→ **THE REQUEST**
Set all the material down again unchanged, without the pictures.

→ **PROVIDED MATERIAL**
________________________
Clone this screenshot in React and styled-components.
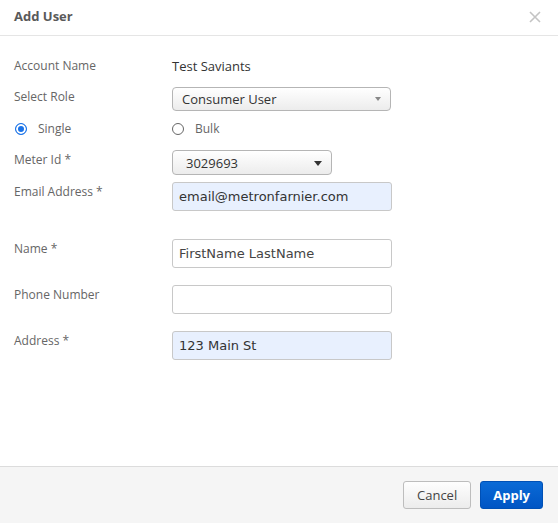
import styled, { createGlobalStyle } from "styled-components";

const GlobalStyle = createGlobalStyle`
  html, body {
    margin: 0;
    padding: 0;
    background: #fff;
  }
  body {
    font-family: "Open Sans", "Liberation Sans", sans-serif;
  }
`;

const Dialog = styled.div`
  width: 558px;
  height: 523px;
  display: flex;
  flex-direction: column;
  background: #fff;
  box-sizing: border-box;
`;

const Header = styled.div`
  height: 35px;
  display: flex;
  align-items: center;
  justify-content: space-between;
  padding: 0 14px 0 14px;
  border-bottom: 1px solid #e5e5e5;
`;

const Title = styled.div`
  font-size: 13px;
  font-weight: 700;
  color: #5a5a5a;
  margin-top: -3px;
`;

const Close = styled.button`
  border: none;
  background: none;
  padding: 0;
  width: 14px;
  height: 14px;
  margin-right: 2px;
  margin-top: -2px;
  display: flex;
  cursor: pointer;
`;

const Body = styled.div`
  flex: 1;
  padding: 20px 14px 0 14px;
`;

const Row = styled.div`
  display: grid;
  grid-template-columns: 158px 1fr;
  align-items: start;
  margin-top: ${(p) => p.$gap || 0}px;
`;

const Label = styled.div`
  font-size: 12px;
  color: #666;
  line-height: 20px;
  padding-top: ${(p) => p.$pad || 0}px;
`;

const Value = styled.div`
  font-size: 13px;
  color: #333;
  line-height: 20px;
`;

const Select = styled.div`
  position: relative;
  width: ${(p) => p.$width}px;
  height: ${(p) => p.$height}px;
  box-sizing: border-box;
  border: 1px solid #b5b5b5;
  border-radius: 4px;
  background: linear-gradient(#ffffff, #ececec);
  display: flex;
  align-items: center;
  padding-left: ${(p) => p.$pad}px;
  font-size: 13px;
  color: #333;
`;

const Arrow = styled.span`
  position: absolute;
  right: ${(p) => p.$right}px;
  top: 50%;
  margin-top: -2px;
  width: 0;
  height: 0;
  border-left: ${(p) => p.$size}px solid transparent;
  border-right: ${(p) => p.$size}px solid transparent;
  border-top: ${(p) => p.$size + 1}px solid ${(p) => p.$color};
`;

const RadioRow = styled.div`
  display: grid;
  grid-template-columns: 158px 1fr;
  margin-top: 9px;
  height: 16px;
  align-items: center;
`;

const RadioLabel = styled.label`
  display: flex;
  align-items: center;
  gap: 11px;
  font-size: 12px;
  color: #666;
  padding-left: ${(p) => p.$indent || 0}px;
`;

const RadioDot = styled.span`
  width: 12px;
  height: 12px;
  box-sizing: border-box;
  border-radius: 50%;
  border: 1px solid ${(p) => (p.$checked ? "#1a73e8" : "#666")};
  background: ${(p) => (p.$checked ? "#1a73e8" : "#fff")};
  box-shadow: ${(p) => (p.$checked ? "inset 0 0 0 2px #fff" : "none")};
`;

const Input = styled.input`
  width: 220px;
  height: 29px;
  box-sizing: border-box;
  border: 1px solid #c8c8c8;
  border-radius: 3px;
  padding: 0 6px;
  font-family: "DejaVu Sans", Verdana, sans-serif;
  font-size: 13px;
  color: #333;
  background: ${(p) => (p.$filled ? "#e8f0fe" : "#fff")};
  outline: none;
  &::placeholder {
    color: #444;
  }
`;

const Footer = styled.div`
  height: 56px;
  border-top: 1px solid #dcdcdc;
  background: #f5f5f5;
  display: flex;
  align-items: center;
  justify-content: flex-end;
  gap: 9px;
  padding: 0 15px;
`;

const Button = styled.button`
  height: 28px;
  padding: 0 ${(p) => (p.$primary ? 12 : 13)}px;
  border-radius: 3px;
  font-family: "Open Sans", sans-serif;
  font-size: 13px;
  font-weight: ${(p) => (p.$primary ? 700 : 400)};
  color: ${(p) => (p.$primary ? "#fff" : "#444")};
  border: 1px solid ${(p) => (p.$primary ? "#0050b5" : "#bdbdbd")};
  background: ${(p) =>
    p.$primary
      ? "linear-gradient(#0a6ad6, #0055c4)"
      : "linear-gradient(#fefefe, #ececec)"};
  cursor: pointer;
`;

const App = () => {
  return (
    <Dialog>
      <GlobalStyle />
      <Header>
        <Title>Add User</Title>
        <Close aria-label="Close">
          <svg width="14" height="14" viewBox="0 0 14 14">
            <path d="M2 2 L12 12 M12 2 L2 12" stroke="#c4c4c4" strokeWidth="1.6" />
          </svg>
        </Close>
      </Header>
      <Body>
        <Row>
          <Label>Account Name</Label>
          <Value>Test Saviants</Value>
        </Row>
        <Row $gap={11}>
          <Label $pad={0}>Select Role</Label>
          <Select $width={219} $height={24} $pad={9}>
            Consumer User
            <Arrow $right={9} $size={3} $color="#888" />
          </Select>
        </Row>
        <RadioRow>
          <RadioLabel $indent={1}>
            <RadioDot $checked />
            Single
          </RadioLabel>
          <RadioLabel>
            <RadioDot />
            Bulk
          </RadioLabel>
        </RadioRow>
        <Row $gap={14}>
          <Label $pad={-2}>Meter Id *</Label>
          <Select $width={160} $height={25} $pad={13}>
            3029693
            <Arrow $right={9} $size={4} $color="#333" />
          </Select>
        </Row>
        <Row $gap={7}>
          <Label>Email Address *</Label>
          <Input $filled defaultValue="email@metronfarnier.com" />
        </Row>
        <Row $gap={28}>
          <Label>Name *</Label>
          <Input placeholder="FirstName LastName" />
        </Row>
        <Row $gap={17}>
          <Label>Phone Number</Label>
          <Input />
        </Row>
        <Row $gap={17}>
          <Label>Address *</Label>
          <Input $filled defaultValue="123 Main St" />
        </Row>
      </Body>
      <Footer>
        <Button>Cancel</Button>
        <Button $primary>Apply</Button>
      </Footer>
    </Dialog>
  );
};

export default App;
________________________
→ **EXERCISE OUTPUT**
Clone this screenshot in React and styled-components.
import styled, { createGlobalStyle } from "styled-components";

const GlobalStyle = createGlobalStyle`
  html, body {
    margin: 0;
    padding: 0;
    background: #fff;
  }
  body {
    font-family: "Open Sans", "Liberation Sans", sans-serif;
  }
`;

const Dialog = styled.div`
  width: 558px;
  height: 523px;
  display: flex;
  flex-direction: column;
  background: #fff;
  box-sizing: border-box;
`;

const Header = styled.div`
  height: 35px;
  display: flex;
  align-items: center;
  justify-content: space-between;
  padding: 0 14px 0 14px;
  border-bottom: 1px solid #e5e5e5;
`;

const Title = styled.div`
  font-size: 13px;
  font-weight: 700;
  color: #5a5a5a;
  margin-top: -3px;
`;

const Close = styled.button`
  border: none;
  background: none;
  padding: 0;
  width: 14px;
  height: 14px;
  margin-right: 2px;
  margin-top: -2px;
  display: flex;
  cursor: pointer;
`;

const Body = styled.div`
  flex: 1;
  padding: 20px 14px 0 14px;
`;

const Row = styled.div`
  display: grid;
  grid-template-columns: 158px 1fr;
  align-items: start;
  margin-top: ${(p) => p.$gap || 0}px;
`;

const Label = styled.div`
  font-size: 12px;
  color: #666;
  line-height: 20px;
  padding-top: ${(p) => p.$pad || 0}px;
`;

const Value = styled.div`
  font-size: 13px;
  color: #333;
  line-height: 20px;
`;

const Select = styled.div`
  position: relative;
  width: ${(p) => p.$width}px;
  height: ${(p) => p.$height}px;
  box-sizing: border-box;
  border: 1px solid #b5b5b5;
  border-radius: 4px;
  background: linear-gradient(#ffffff, #ececec);
  display: flex;
  align-items: center;
  padding-left: ${(p) => p.$pad}px;
  font-size: 13px;
  color: #333;
`;

const Arrow = styled.span`
  position: absolute;
  right: ${(p) => p.$right}px;
  top: 50%;
  margin-top: -2px;
  width: 0;
  height: 0;
  border-left: ${(p) => p.$size}px solid transparent;
  border-right: ${(p) => p.$size}px solid transparent;
  border-top: ${(p) => p.$size + 1}px solid ${(p) => p.$color};
`;

const RadioRow = styled.div`
  display: grid;
  grid-template-columns: 158px 1fr;
  margin-top: 9px;
  height: 16px;
  align-items: center;
`;

const RadioLabel = styled.label`
  display: flex;
  align-items: center;
  gap: 11px;
  font-size: 12px;
  color: #666;
  padding-left: ${(p) => p.$indent || 0}px;
`;

const RadioDot = styled.span`
  width: 12px;
  height: 12px;
  box-sizing: border-box;
  border-radius: 50%;
  border: 1px solid ${(p) => (p.$checked ? "#1a73e8" : "#666")};
  background: ${(p) => (p.$checked ? "#1a73e8" : "#fff")};
  box-shadow: ${(p) => (p.$checked ? "inset 0 0 0 2px #fff" : "none")};
`;

const Input = styled.input`
  width: 220px;
  height: 29px;
  box-sizing: border-box;
  border: 1px solid #c8c8c8;
  border-radius: 3px;
  padding: 0 6px;
  font-family: "DejaVu Sans", Verdana, sans-serif;
  font-size: 13px;
  color: #333;
  background: ${(p) => (p.$filled ? "#e8f0fe" : "#fff")};
  outline: none;
  &::placeholder {
    color: #444;
  }
`;

const Footer = styled.div`
  height: 56px;
  border-top: 1px solid #dcdcdc;
  background: #f5f5f5;
  display: flex;
  align-items: center;
  justify-content: flex-end;
  gap: 9px;
  padding: 0 15px;
`;

const Button = styled.button`
  height: 28px;
  padding: 0 ${(p) => (p.$primary ? 12 : 13)}px;
  border-radius: 3px;
  font-family: "Open Sans", sans-serif;
  font-size: 13px;
  font-weight: ${(p) => (p.$primary ? 700 : 400)};
  color: ${(p) => (p.$primary ? "#fff" : "#444")};
  border: 1px solid ${(p) => (p.$primary ? "#0050b5" : "#bdbdbd")};
  background: ${(p) =>
    p.$primary
      ? "linear-gradient(#0a6ad6, #0055c4)"
      : "linear-gradient(#fefefe, #ececec)"};
  cursor: pointer;
`;

const App = () => {
  return (
    <Dialog>
      <GlobalStyle />
      <Header>
        <Title>Add User</Title>
        <Close aria-label="Close">
          <svg width="14" height="14" viewBox="0 0 14 14">
            <path d="M2 2 L12 12 M12 2 L2 12" stroke="#c4c4c4" strokeWidth="1.6" />
          </svg>
        </Close>
      </Header>
      <Body>
        <Row>
          <Label>Account Name</Label>
          <Value>Test Saviants</Value>
        </Row>
        <Row $gap={11}>
          <Label $pad={0}>Select Role</Label>
          <Select $width={219} $height={24} $pad={9}>
            Consumer User
            <Arrow $right={9} $size={3} $color="#888" />
          </Select>
        </Row>
        <RadioRow>
          <RadioLabel $indent={1}>
            <RadioDot $checked />
            Single
          </RadioLabel>
          <RadioLabel>
            <RadioDot />
            Bulk
          </RadioLabel>
        </RadioRow>
        <Row $gap={14}>
          <Label $pad={-2}>Meter Id *</Label>
          <Select $width={160} $height={25} $pad={13}>
            3029693
            <Arrow $right={9} $size={4} $color="#333" />
          </Select>
        </Row>
        <Row $gap={7}>
          <Label>Email Address *</Label>
          <Input $filled defaultValue="email@metronfarnier.com" />
        </Row>
        <Row $gap={28}>
          <Label>Name *</Label>
          <Input placeholder="FirstName LastName" />
        </Row>
        <Row $gap={17}>
          <Label>Phone Number</Label>
          <Input />
        </Row>
        <Row $gap={17}>
          <Label>Address *</Label>
          <Input $filled defaultValue="123 Main St" />
        </Row>
      </Body>
      <Footer>
        <Button>Cancel</Button>
        <Button $primary>Apply</Button>
      </Footer>
    </Dialog>
  );
};

export default App;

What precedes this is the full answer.